Este artigo, busca elucidar a perspectiva de ameaça à qualidade de vida das mulheres trabalhadoras rurais com o nefasto projeto de emenda constitucional – PEC 287/ 2016, que propõe a reformulação da previdência social. Para tanto, buscaremos compreender como esse projeto faz um recorte de gênero na medida que penaliza mais as trabalhadoras, desconsiderando a sua jornada tripla. Por fim, tentaremos compreender melhor o conceito qualidade de vida a partir da contribuição de alguns autores que se debruçaram em suas pesquisas sobre essa temática, e como indicadores são formulados para respaldar determinado conceito.
O sociólogo Jessé de Souza em sua reflexão crítica a respeito do uso direcionado e intencionalizado da ciência e traz a seguinte contribuição: “Os seres humanos são animais que se interpretam. Isso significa que não existe “comportamento automático”, este é sempre influenciado por uma “forma específica de interpretar e compreender a vida” (2015, p.17)
Essa reflexão traz elementos consistentes na compreensão da política que chamaremos de “recorte de gênero,” identificado na proposta de Reforma da Previdência Social – PEC 287/2016. Considerando nossa estrutura de sociedade eminentemente machista e patriarcal, se torna inadmissível quaisquer possibilidade das mulheres conseguirem o mínimo de direitos garantido na constituição. Simone de Beauvoir afirma: “Nunca se esqueça que basta uma crise política, econômica ou religiosa para que os direitos das mulheres sejam questionados. Esses direitos não são permanentes. Você terá que manter-se vigilante durante toda a sua vida.”

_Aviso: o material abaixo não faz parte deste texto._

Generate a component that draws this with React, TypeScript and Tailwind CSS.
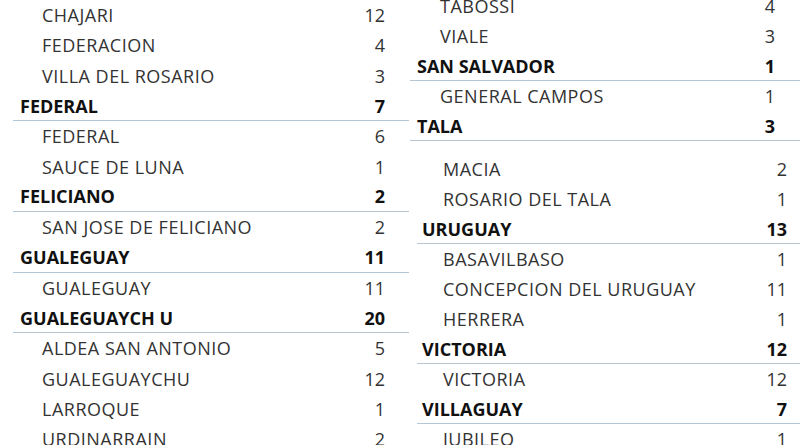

Proposta de Reforma da Previdência Social e suas consequências para as trabalhadoras rurais
Segundo relator da reforma da Previdência na Câmara Federal, só caberia um olhar diferenciado para a aposentadoria especial às mulheres casadas e justifica: “Se você é uma mulher casada, tem filho, cumpre jornada no seu trabalho e chega em casa tem que cuidar de filho, marido etc, é um fato a ser considerado. A mulher que é solteira, que não tem filho, por que vai ter uma diferença em relação ao homem? ” (2017, Deputado Federal Arthur Maia, relator da comissão especial que analisa a Proposta de Emenda à Constituição – PEC 287). É com este tipo de pensamento arraigado de machismo que a comissão da reforma da previdência na Câmara Federal segue o debate dos rumos da previdência social brasileira.

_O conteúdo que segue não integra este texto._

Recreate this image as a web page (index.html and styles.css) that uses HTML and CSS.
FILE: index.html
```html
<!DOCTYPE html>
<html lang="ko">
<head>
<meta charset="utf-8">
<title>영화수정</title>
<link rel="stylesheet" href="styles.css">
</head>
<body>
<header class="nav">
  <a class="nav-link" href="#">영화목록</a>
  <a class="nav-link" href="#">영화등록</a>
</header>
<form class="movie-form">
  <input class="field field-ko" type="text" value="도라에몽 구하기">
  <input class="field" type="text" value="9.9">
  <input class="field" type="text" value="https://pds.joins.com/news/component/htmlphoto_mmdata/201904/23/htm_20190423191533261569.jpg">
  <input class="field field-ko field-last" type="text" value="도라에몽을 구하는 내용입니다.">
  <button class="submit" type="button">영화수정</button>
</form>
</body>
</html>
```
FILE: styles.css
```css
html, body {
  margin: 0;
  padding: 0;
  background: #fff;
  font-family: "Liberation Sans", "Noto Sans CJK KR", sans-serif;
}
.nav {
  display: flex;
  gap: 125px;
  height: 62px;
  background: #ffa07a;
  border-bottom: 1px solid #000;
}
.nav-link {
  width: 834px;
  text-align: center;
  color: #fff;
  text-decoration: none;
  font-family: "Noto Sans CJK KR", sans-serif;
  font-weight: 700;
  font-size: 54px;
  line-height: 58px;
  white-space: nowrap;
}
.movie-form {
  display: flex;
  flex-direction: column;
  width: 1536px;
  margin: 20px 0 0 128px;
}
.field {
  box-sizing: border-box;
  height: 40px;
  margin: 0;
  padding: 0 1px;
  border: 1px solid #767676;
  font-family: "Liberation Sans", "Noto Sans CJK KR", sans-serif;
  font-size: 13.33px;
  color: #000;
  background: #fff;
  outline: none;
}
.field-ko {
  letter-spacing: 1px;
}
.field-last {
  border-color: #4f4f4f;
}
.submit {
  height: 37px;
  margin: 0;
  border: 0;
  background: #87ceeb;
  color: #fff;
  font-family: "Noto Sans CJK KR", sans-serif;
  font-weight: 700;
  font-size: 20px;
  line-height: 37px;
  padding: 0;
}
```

Para elucidar as principais propostas de mudanças na previdência que ameaçam a qualidade de vida das mulheres trabalhadoras rurais, como podemos observar:
Conteúdo: |
Como é atualmente: |
Com a Reforma: |
Contribuição dos rurais para o INSS |
– o desconto em carteira dos assalariados rurais; – Já os agricultores contribuem com 2,1% de sua comercialização. |
-Na nova proposta se acrescenta uma nova contribuição individual obrigatória. |
Idade mínima para aposentadoria |
– Homens 60 – Mulheres 55 |
Homens e Mulheres – 65 anos |
Aposentadoria por tempo de contribuição |
– Homens 35 – Mulheres 30 |
Deixará de existir |
Tempo mínimo de contribuição |
15 anos |
25 anos para receber 76% do valor da aposentadoria. Para receber 100% terá que contribuir mais 24 anos, portanto 49 anos. |
Pensões por morte |
-Valor integral com o mesmo reajuste do salário mínimo. -É permitido uma pessoa receber mais de um benefício, como pensão por morte e aposentadoria. |
-50% do valor integral, mais 10% por dependente; -reajuste desvinculado do salário mínimo; Vetada o acúmulo de benefícios. |
Fonte: Quadro elaborado pela autora
Como podemos ver, essa proposta desumana que cai sobre o colo dos trabalhadores e trabalhadoras, afetará diretamente as mulheres trabalhadoras, em especial as trabalhadoras negras e trabalhadoras rurais. Para tanto, buscarei focar nos danos que causará às trabalhadoras do campo. Para estas mulheres que lutam a vida inteira, a proposta de equiparar a idade aos homens, mínima aos 65 anos é um dos pontos mais cruéis da proposta. De acordo com a regra atual elas têm direito ao benefício aos 55 anos de idade, em razão do trabalho penoso debaixo de sol e chuva e de iniciar sua vida laboral ainda muito jovem. Ela acarretará no aumento de 10 anos de trabalho duro na roça para essas mulheres.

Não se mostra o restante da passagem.